▶ **Instruction**:
Please print the lines between the one with "Reproduce this screenshot" and the one with "import React from 'react';", both ends included, exactly as written, with no pictures.
# START OF Data
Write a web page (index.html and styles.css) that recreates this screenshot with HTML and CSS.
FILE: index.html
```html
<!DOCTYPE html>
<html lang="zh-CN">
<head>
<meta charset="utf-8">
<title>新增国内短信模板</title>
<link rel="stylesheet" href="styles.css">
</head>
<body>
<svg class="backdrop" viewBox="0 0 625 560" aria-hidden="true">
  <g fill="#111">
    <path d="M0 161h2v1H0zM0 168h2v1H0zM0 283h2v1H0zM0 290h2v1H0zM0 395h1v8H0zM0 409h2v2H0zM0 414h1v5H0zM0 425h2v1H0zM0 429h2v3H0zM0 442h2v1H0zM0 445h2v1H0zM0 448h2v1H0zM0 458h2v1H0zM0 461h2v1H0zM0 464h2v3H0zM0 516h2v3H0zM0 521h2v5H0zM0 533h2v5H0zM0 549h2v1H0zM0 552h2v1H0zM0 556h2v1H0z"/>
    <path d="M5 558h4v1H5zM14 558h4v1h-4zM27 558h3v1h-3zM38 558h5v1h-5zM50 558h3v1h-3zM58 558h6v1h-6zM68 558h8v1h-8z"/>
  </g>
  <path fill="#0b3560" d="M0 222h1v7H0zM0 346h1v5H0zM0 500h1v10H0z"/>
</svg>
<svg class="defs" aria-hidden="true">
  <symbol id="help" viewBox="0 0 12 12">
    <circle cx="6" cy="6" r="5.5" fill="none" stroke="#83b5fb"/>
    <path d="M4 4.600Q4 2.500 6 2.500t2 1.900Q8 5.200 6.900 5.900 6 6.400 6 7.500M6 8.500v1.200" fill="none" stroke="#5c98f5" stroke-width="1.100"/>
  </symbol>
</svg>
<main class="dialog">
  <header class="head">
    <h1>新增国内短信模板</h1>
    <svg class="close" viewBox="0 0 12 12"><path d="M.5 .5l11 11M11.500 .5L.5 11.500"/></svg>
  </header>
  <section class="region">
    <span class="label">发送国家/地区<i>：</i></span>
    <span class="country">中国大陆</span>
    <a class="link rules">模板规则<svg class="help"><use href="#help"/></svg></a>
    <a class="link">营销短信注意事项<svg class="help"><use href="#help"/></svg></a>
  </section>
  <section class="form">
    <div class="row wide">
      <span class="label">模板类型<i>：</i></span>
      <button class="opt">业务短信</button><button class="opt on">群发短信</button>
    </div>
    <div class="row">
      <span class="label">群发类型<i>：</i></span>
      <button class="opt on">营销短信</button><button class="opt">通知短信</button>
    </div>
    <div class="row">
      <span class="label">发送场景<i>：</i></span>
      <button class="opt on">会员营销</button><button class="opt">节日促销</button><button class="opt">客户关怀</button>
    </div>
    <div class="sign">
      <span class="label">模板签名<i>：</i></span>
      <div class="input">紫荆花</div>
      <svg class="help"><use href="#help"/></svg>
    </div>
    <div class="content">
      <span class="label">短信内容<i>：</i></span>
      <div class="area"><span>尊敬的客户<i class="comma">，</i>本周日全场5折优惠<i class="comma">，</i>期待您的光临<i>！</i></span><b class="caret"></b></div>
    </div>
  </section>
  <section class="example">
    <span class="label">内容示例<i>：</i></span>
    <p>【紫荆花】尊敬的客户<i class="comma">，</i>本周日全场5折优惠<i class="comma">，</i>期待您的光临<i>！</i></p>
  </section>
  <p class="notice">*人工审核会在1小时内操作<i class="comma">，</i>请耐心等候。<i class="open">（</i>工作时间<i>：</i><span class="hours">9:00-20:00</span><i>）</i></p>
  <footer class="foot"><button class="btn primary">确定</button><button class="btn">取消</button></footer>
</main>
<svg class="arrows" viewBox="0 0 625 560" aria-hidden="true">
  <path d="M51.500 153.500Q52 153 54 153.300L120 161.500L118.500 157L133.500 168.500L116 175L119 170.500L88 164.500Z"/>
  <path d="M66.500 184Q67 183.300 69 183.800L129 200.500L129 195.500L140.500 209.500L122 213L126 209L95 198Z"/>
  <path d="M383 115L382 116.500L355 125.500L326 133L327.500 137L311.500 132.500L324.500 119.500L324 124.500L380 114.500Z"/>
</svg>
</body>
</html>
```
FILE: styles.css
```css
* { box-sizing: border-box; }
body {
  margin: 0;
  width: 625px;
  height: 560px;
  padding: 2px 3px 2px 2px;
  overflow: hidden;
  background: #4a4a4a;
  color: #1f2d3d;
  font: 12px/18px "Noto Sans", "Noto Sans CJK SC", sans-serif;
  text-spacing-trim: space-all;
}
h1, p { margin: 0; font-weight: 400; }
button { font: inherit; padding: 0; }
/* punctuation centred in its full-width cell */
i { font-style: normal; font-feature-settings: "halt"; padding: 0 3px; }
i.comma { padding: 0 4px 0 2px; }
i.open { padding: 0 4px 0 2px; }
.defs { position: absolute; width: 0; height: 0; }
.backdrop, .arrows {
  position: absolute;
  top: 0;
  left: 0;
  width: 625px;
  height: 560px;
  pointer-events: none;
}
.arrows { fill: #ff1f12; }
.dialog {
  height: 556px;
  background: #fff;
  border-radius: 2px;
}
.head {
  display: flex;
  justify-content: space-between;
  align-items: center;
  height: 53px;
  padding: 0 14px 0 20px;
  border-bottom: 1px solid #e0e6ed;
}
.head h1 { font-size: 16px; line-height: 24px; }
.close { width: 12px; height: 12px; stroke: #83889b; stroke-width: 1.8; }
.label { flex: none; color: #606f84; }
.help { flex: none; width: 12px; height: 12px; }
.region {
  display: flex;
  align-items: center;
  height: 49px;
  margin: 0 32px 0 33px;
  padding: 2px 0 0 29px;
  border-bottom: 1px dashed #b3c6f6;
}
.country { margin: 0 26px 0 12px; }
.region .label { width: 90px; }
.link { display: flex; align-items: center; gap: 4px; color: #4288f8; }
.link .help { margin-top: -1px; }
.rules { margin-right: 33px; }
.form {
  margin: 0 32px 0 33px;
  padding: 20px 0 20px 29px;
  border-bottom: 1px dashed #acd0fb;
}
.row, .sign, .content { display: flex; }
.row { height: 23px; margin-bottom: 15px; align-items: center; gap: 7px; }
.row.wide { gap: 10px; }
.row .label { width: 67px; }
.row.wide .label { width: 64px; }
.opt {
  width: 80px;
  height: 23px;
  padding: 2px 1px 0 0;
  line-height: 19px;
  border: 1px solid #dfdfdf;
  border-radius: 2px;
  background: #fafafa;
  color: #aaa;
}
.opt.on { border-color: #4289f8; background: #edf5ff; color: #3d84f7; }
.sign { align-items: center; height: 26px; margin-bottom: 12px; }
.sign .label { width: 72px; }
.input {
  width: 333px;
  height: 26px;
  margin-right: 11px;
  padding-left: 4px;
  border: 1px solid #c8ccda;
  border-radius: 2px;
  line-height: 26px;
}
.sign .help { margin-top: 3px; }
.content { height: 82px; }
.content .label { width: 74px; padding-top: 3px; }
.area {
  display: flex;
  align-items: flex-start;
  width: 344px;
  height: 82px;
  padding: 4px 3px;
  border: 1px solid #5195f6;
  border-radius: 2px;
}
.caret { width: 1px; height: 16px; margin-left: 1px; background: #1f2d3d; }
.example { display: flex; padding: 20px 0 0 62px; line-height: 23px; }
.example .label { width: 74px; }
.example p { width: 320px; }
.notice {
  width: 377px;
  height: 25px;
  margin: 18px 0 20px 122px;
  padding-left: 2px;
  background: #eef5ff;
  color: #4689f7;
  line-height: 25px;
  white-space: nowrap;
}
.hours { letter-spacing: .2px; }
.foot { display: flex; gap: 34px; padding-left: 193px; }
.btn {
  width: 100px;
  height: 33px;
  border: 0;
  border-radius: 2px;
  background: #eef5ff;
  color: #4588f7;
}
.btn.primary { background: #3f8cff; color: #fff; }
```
# END OF Data
# START OF Data
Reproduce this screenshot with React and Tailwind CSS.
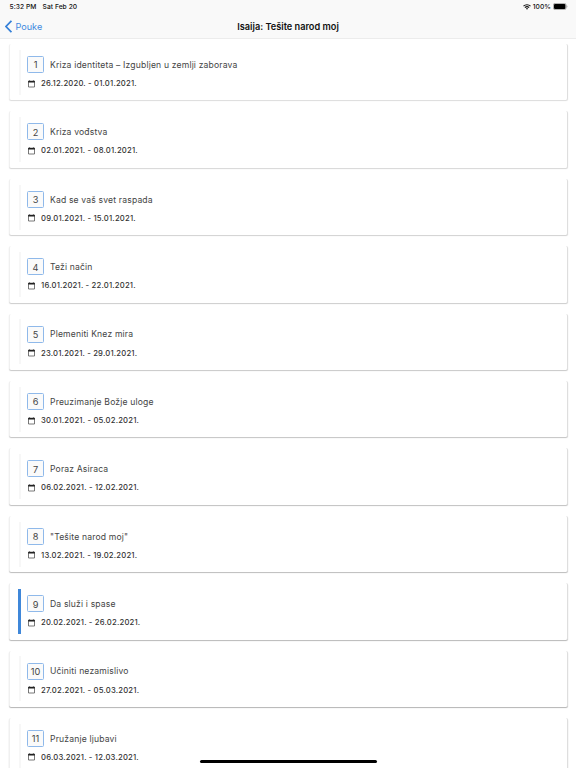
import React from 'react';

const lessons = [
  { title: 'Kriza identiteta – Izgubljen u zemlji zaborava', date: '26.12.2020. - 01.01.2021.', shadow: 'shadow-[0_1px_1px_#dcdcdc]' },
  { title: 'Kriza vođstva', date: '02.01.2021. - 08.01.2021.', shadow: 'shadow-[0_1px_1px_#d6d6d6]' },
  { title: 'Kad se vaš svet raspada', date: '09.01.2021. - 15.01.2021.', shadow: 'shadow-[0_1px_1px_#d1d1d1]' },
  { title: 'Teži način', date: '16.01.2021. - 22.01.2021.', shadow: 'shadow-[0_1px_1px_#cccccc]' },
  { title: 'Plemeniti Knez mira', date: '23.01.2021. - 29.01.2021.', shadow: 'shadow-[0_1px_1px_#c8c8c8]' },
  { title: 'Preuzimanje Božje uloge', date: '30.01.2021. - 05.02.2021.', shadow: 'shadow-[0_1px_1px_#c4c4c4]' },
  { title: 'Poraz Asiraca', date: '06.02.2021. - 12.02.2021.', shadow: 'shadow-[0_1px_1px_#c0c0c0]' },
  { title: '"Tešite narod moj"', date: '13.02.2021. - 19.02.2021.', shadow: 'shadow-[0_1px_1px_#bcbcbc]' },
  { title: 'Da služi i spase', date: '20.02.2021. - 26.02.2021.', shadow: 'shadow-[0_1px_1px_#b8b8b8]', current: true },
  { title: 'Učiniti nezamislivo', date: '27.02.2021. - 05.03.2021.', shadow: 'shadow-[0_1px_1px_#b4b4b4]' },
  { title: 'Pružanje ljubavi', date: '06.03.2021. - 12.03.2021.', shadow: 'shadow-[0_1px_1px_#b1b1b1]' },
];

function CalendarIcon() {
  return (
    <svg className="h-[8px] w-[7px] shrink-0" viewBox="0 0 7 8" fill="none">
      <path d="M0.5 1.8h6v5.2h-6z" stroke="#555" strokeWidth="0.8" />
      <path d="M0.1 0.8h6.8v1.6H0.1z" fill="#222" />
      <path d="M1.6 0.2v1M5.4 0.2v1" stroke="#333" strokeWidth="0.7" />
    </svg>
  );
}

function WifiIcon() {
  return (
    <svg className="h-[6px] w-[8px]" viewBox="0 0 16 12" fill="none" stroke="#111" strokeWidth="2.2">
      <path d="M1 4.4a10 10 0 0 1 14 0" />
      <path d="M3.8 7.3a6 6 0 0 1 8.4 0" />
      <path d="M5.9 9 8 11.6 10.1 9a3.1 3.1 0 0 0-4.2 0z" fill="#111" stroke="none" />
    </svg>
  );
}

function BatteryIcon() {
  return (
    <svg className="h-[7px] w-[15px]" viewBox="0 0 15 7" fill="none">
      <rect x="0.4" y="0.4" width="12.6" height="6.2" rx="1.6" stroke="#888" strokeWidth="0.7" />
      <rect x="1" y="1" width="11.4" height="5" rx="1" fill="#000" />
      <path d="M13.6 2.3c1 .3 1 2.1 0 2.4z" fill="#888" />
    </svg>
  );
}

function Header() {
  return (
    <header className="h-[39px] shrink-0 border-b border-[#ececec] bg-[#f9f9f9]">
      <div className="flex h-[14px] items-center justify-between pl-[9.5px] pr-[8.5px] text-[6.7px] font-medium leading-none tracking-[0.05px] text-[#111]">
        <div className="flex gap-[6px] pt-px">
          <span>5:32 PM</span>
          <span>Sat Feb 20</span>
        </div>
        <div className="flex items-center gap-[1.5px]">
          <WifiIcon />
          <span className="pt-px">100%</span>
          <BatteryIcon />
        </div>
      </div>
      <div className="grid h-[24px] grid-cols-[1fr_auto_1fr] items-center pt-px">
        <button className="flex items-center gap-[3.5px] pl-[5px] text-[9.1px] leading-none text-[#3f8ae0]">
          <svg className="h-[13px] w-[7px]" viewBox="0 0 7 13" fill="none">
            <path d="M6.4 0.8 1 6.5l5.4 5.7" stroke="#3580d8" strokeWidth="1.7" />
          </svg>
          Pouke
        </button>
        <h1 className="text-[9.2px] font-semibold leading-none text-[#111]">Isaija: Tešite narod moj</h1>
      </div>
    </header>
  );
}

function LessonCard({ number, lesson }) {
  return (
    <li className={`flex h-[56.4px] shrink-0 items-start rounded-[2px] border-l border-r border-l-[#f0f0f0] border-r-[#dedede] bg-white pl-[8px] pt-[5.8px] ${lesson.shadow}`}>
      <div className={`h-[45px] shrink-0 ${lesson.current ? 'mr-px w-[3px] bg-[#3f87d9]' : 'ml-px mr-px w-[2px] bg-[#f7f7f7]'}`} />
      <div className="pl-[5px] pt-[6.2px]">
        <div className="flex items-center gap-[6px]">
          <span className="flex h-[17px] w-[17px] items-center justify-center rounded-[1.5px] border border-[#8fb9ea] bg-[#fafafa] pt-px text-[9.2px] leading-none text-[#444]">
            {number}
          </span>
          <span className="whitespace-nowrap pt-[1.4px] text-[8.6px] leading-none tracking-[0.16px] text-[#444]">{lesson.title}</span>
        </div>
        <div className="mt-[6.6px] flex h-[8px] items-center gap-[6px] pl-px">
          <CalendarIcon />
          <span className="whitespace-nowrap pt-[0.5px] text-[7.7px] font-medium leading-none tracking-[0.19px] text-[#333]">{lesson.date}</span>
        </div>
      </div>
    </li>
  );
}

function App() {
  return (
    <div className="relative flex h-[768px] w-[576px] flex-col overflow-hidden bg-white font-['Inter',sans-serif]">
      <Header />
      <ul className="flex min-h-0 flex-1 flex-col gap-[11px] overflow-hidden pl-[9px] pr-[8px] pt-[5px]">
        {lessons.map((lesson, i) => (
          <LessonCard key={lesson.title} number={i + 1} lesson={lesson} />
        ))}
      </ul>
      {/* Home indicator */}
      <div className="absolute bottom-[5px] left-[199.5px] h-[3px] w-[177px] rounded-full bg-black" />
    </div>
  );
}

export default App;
# END OF Data
▶ **Written response**:
Reproduce this screenshot with React and Tailwind CSS.
import React from 'react';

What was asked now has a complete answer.